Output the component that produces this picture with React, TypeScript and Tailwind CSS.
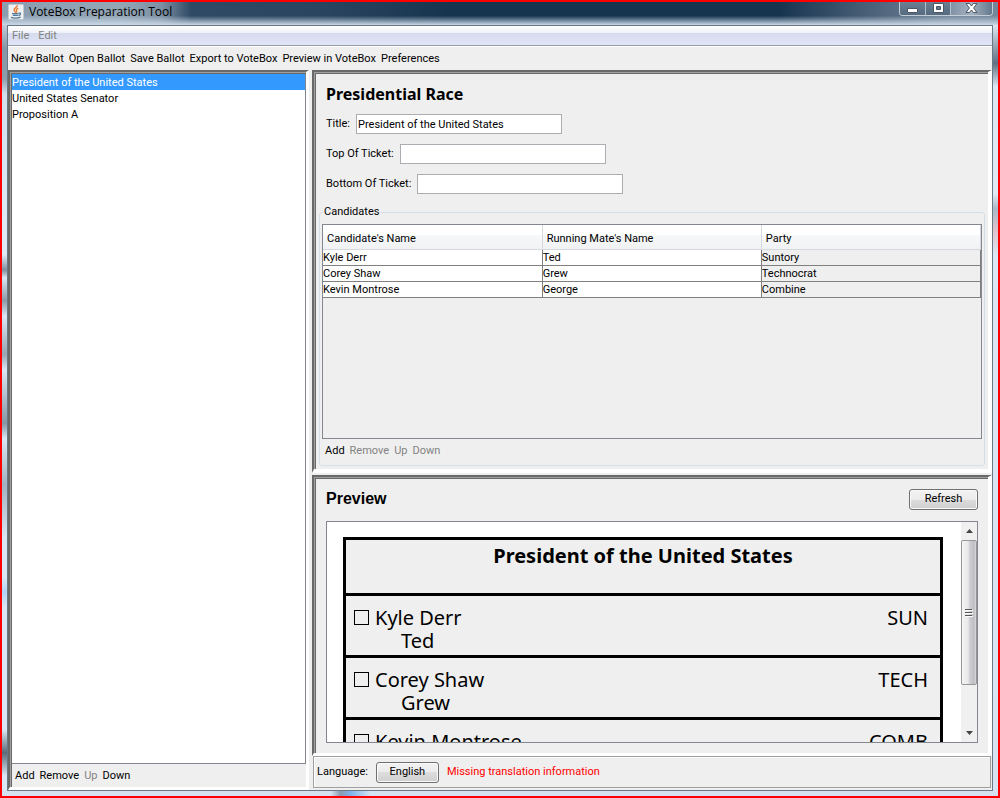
import React from "react";

const candidates = [
  { name: "Kyle Derr", mate: "Ted", party: "Suntory" },
  { name: "Corey Shaw", mate: "Grew", party: "Technocrat" },
  { name: "Kevin Montrose", mate: "George", party: "Combine" },
];
const ballot = [
  { name: "Kyle Derr", mate: "Ted", abbr: "SUN" },
  { name: "Corey Shaw", mate: "Grew", abbr: "TECH" },
  { name: "Kevin Montrose", mate: "", abbr: "COMB" },
];
const tools = ["New Ballot", "Open Ballot", "Save Ballot", "Export to VoteBox", "Preview in VoteBox", "Preferences"];
const races = ["President of the United States", "United States Senator", "Proposition A"];

function JavaIcon() {
  return (
    <svg width="16" height="16" viewBox="0 0 16 16" fill="none" aria-hidden="true">
      <rect x="0.5" y="0.5" width="15" height="15" rx="1" fill="#eef0f2" stroke="#c3c9cf" />
      <path d="M9.2 1.2C9.8 3.2 5.6 4.2 6.2 6.2C6.5 7.2 7.6 7.4 7.2 8.8" stroke="#e8782a" strokeWidth="1.5" />
      <path d="M10.4 4.2C8.8 4.8 8 5.6 8.6 6.6C9.2 7.4 8.8 8 8.4 8.6" stroke="#e8782a" strokeWidth="1.2" />
      <path d="M4 9.6H10.4M4.8 11.4H9.8M10.6 9.2C13.4 8.4 13 11 10.4 11.6" stroke="#4e7896" strokeWidth="1.2" />
      <path d="M3 13.4C5 14.4 10 14.4 12.6 13.2" stroke="#4e7896" strokeWidth="1.3" />
    </svg>
  );
}

function WindowButtons() {
  return (
    <div className="mr-[5px] flex h-[14px] overflow-hidden rounded-b-[4px] border border-t-0 border-[#c3ced8] bg-[#62758a]">
      <button aria-label="Minimize" className="flex w-[26px] items-center justify-center border-r border-[#b4c0cc] bg-linear-to-b from-[#6c7f93] to-[#566b80]">
        <svg width="13" height="12" viewBox="0 0 13 12" aria-hidden="true"><rect x="1.5" y="5.5" width="10" height="4" rx="0.5" fill="#fff" stroke="#4b5767" /></svg>
      </button>
      <button aria-label="Maximize" className="flex w-[25px] items-center justify-center border-r border-[#b4c0cc] bg-linear-to-b from-[#6c7f93] to-[#566b80]">
        <svg width="13" height="12" viewBox="0 0 13 12" aria-hidden="true"><path d="M1.5 .5h10v9h-10zM4.5 3.5v3h4v-3z" fill="#fff" fillRule="evenodd" stroke="#4b5767" /></svg>
      </button>
      <button aria-label="Close" className="flex w-[41px] items-center justify-center bg-linear-to-r from-[#8293a6] via-[#a3b1bf] to-[#64788c]">
        <svg width="13" height="12" viewBox="0 0 13 12" aria-hidden="true"><path d="M1 .5h3.5l2 2.5 2-2.5H12L8.6 5l3.4 4.5H8.5l-2-2.5-2 2.5H1L4.4 5z" fill="#fff" stroke="#4b5767" /></svg>
      </button>
    </div>
  );
}

function Field({ id, label, value = "" }: { id: string; label: string; value?: string }) {
  return (
    <div className="flex h-[20px] items-center gap-[6px]">
      <label htmlFor={id}>{label}</label>
      <input id={id} defaultValue={value} className="h-[20px] w-[206px] border border-[#abadb3] bg-white px-[1px]" />
    </div>
  );
}

const pushButton =
  "h-[21px] rounded-[3px] border border-[#707070] bg-[linear-gradient(#f2f2f2,#ebebeb_50%,#dddddd_50%,#cfcfcf)] shadow-[inset_0_0_0_1px_#fafafa]";

function Panel({ className, inner, children }: { className: string; inner: string; children: React.ReactNode }) {
  return (
    <section className={`flex flex-col border-t-2 border-l-2 border-t-[#696969] border-r-white border-b-white border-l-[#696969] ${className}`}>
      <div className="flex min-h-0 flex-1 flex-col border-t border-l border-[#a0a0a0]">
        <div className={`flex min-h-0 flex-1 flex-col border-t border-l border-[#696969] ${inner}`}>{children}</div>
      </div>
    </section>
  );
}

function Rail() {
  return (
    <div className="flex w-[16px] shrink-0 flex-col bg-[#f0f0f0]">
      <button aria-label="Scroll up" className="flex h-[18px] items-center justify-center">
        <svg width="7" height="4" viewBox="0 0 7 4" aria-hidden="true"><path d="M0 4L3.5 0L7 4z" fill="#444" /></svg>
      </button>
      <div className="flex grow-[146] items-center justify-center rounded-[2px] border border-[#979797] bg-[linear-gradient(90deg,#f5f5f5,#e8e8ea_45%,#d4d4d7_50%,#bdbdc2_85%,#dcdcdc)]">
        <svg width="8" height="9" viewBox="0 0 8 9" aria-hidden="true"><path d="M0 1.5h7M0 4.5h7M0 7.5h7" stroke="#555" /><path d="M1 2.5h7M1 5.5h7M1 8.5h7" stroke="#fff" /></svg>
      </div>
      <div className="grow-[42]" />
      <button aria-label="Scroll down" className="flex h-[18px] items-center justify-center">
        <svg width="7" height="4" viewBox="0 0 7 4" aria-hidden="true"><path d="M0 0h7L3.5 4z" fill="#444" /></svg>
      </button>
    </div>
  );
}

export default function App() {
  return (
    <div className="flex h-screen flex-col border-2 border-[#ff0000] bg-[#d5e3f1] font-[Roboto,sans-serif] text-[11px] leading-[16px] text-black">
      <header className="flex h-[23px] shrink-0 items-start justify-between bg-[linear-gradient(transparent_60%,#c9d8e6),linear-gradient(90deg,#8a9eb0,#93a6b6_12%,#7d90a3_16%,#2f4a64_19%,#2a4560_32%,#17344f_45%,#17344f_78%,#4a6078_87%,#74879a_95%)]">
        <div className="flex items-center gap-[5px] pt-[2px] pl-[6px]">
          <JavaIcon />
          <h1 className="font-['Open_Sans',sans-serif] text-[12px]">VoteBox Preparation Tool</h1>
        </div>
        <WindowButtons />
      </header>

      <div className="flex min-h-0 flex-1">
        <div className="w-[5px] shrink-0 bg-[linear-gradient(#c0ccd8,#8596a6_3%,#8c9dac_7%,#d3e0ec_9%,#e0ebf5_30%,#7f8f9e_32%,#dbe7f2_33%,#8c9aa8_36%,#dbe7f2_38%,#97a5b2_43%,#dbe7f2_45%,#8796a5_52%,#dbe7f2_54%,#a3b2c0_60%,#dbe7f2_67%,#dbe7f2_72%,#b3d2f6_74%,#dbe7f2_76%,#dbe7f2_92%,#5a6b7b_95%,#dbe7f2_98%)]" />

        <div className="flex min-h-0 min-w-0 flex-1 flex-col border border-[#6b7783] bg-[#efefef]">
          <nav className="flex h-[20px] shrink-0 items-center gap-[9px] border-b border-[#9a9ca6] bg-[linear-gradient(#ffffff,#eef1f7_36%,#d5dbed_36%,#e0e5f7)] px-1 pt-px text-[#838383]">
            <button>File</button>
            <button>Edit</button>
          </nav>
          <div className="flex h-[24px] shrink-0 items-center gap-[5px] border-t border-white px-[3px]">
            {tools.map((t) => <button key={t}>{t}</button>)}
          </div>

          <main className="flex min-h-0 flex-1">
            <Panel className="w-[301px] shrink-0 border-r-3 border-b-3" inner="">
              <ul className="min-h-0 flex-1 border-r border-b border-[#828790] bg-white">
                {races.map((r, i) => (
                  <li key={r} className={i === 0 ? "h-[16px] bg-[#3399ff] leading-[18px] text-white" : "h-[16px] leading-[18px]"}>{r}</li>
                ))}
              </ul>
              <div className="flex h-[23px] shrink-0 items-center gap-[5px] px-[3px]">
                <button>Add</button>
                <button>Remove</button>
                <button className="text-[#838383]">Up</button>
                <button>Down</button>
              </div>
            </Panel>

            <div className="ml-[3px] flex min-w-0 flex-1 flex-col">
              <Panel className="border-r-4 border-b-4" inner="px-[3px] pb-[3px]">
                <h2 className="px-[7px] pt-[8px] font-['Noto_Sans',sans-serif] text-[16px] leading-[24px] font-bold">Presidential Race</h2>
                <div className="flex flex-col gap-[10px] px-[7px] pt-[8px]">
                  <Field id="title" label="Title:" value="President of the United States" />
                  <Field id="top" label="Top Of Ticket:" />
                  <Field id="bottom" label="Bottom Of Ticket:" />
                </div>
                <fieldset className="mt-[10px] rounded-[3px] border border-[#d5dfe5] px-[2px] pb-[6px]">
                  <legend className="ml-[1px] px-[1px]">Candidates</legend>
                  <div className="mt-[4px] h-[215px] border border-[#828790]">
                    <table className="w-full table-fixed border-collapse">
                      <thead>
                        <tr className="h-[24px] bg-[linear-gradient(#ffffff_40%,#f7f8fa_42%,#f1f2f4)]">
                          {["Candidate's Name", "Running Mate's Name", "Party"].map((h) => (
                            <th key={h} className="border-r border-b border-[#d5d8dc] pt-[4px] pl-[4px] text-left font-normal">{h}</th>
                          ))}
                        </tr>
                      </thead>
                      <tbody>
                        {candidates.map((c) => (
                          <tr key={c.name} className="h-[16px] leading-[15px]">
                            <td className="border-r border-b border-[#808080] bg-white">{c.name}</td>
                            <td className="border-r border-b border-[#808080] bg-white">{c.mate}</td>
                            <td className="border-r border-b border-[#808080]">{c.party}</td>
                          </tr>
                        ))}
                      </tbody>
                    </table>
                  </div>
                  <div className="flex gap-[5px] px-[3px] pt-[4px] text-[#838383]">
                    <button className="text-black">Add</button>
                    <button>Remove</button>
                    <button>Up</button>
                    <button>Down</button>
                  </div>
                </fieldset>
              </Panel>

              <Panel className="mt-[2px] min-h-0 flex-1 border-r-4 border-b-3" inner="px-[10px] pb-[10px]">
                <div className="flex items-center justify-between pt-[9px] pb-[11px]">
                  <h2 className="font-['Liberation_Sans',sans-serif] text-[16px] leading-[22px] font-bold">Preview</h2>
                  <button className={`${pushButton} w-[69px]`}>Refresh</button>
                </div>
                <div className="flex min-h-0 flex-1 border border-[#828790] bg-white">
                  <div className="min-w-0 flex-1 overflow-hidden pt-[15px] pr-[18px] pl-4 font-['Noto_Sans',sans-serif] text-[20px] leading-[23px]">
                    <div className="divide-y-3 divide-black border-3 border-black bg-[#efefef]">
                      <h3 className="h-[56px] pt-[4px] text-center font-bold">President of the United States</h3>
                      {ballot.map((c, i) => (
                        <div key={c.name} className="flex h-[62px] justify-between px-[12px] pt-[10px]">
                          <div className="flex gap-[6px]">
                            <input id={`choice-${i}`} type="checkbox" className="mt-[4px] -ml-1 size-[15px] appearance-none border border-black" />
                            <label htmlFor={`choice-${i}`} className="flex flex-col">
                              <span>{c.name}</span>
                              {c.mate && <span className="pl-[26px]">{c.mate}</span>}
                            </label>
                          </div>
                          <span>{c.abbr}</span>
                        </div>
                      ))}
                    </div>
                  </div>
                  <Rail />
                </div>
              </Panel>

              <footer className="mx-[1px] mb-[2px] flex h-[32px] shrink-0 items-center gap-[8px] border border-[#a0a0a0] px-[3px] shadow-[inset_1px_1px_0_white]">
                <span>Language:</span>
                <button className={`${pushButton} w-[63px]`}>English</button>
                <span className="text-[#ff0000]">Missing translation information</span>
              </footer>
            </div>
          </main>
        </div>

        <div className="w-[5px] shrink-0 bg-[linear-gradient(#dce6f0,#5f7182_5%,#dbe7f2_8%,#dfeaf4_22%,#a9b8c6_24%,#e0c3cc_27%,#dbe7f2_30%,#d6e4f2)]" />
      </div>
      <div className="h-[5px] shrink-0 bg-[linear-gradient(90deg,#d5e3f1_33%,#8a9bb0_34%,#7fb2ec_35%,#d5e3f1_37%)]" />
    </div>
  );
}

===

**YOUR TASK**
Take the lines from the start of the material to the line with "import React from", both included, and transcribe them exactly without the pictures.

**ANSWER TO THE EXERCISE**
Output the component that produces this picture with React, TypeScript and Tailwind CSS.
import React from "react";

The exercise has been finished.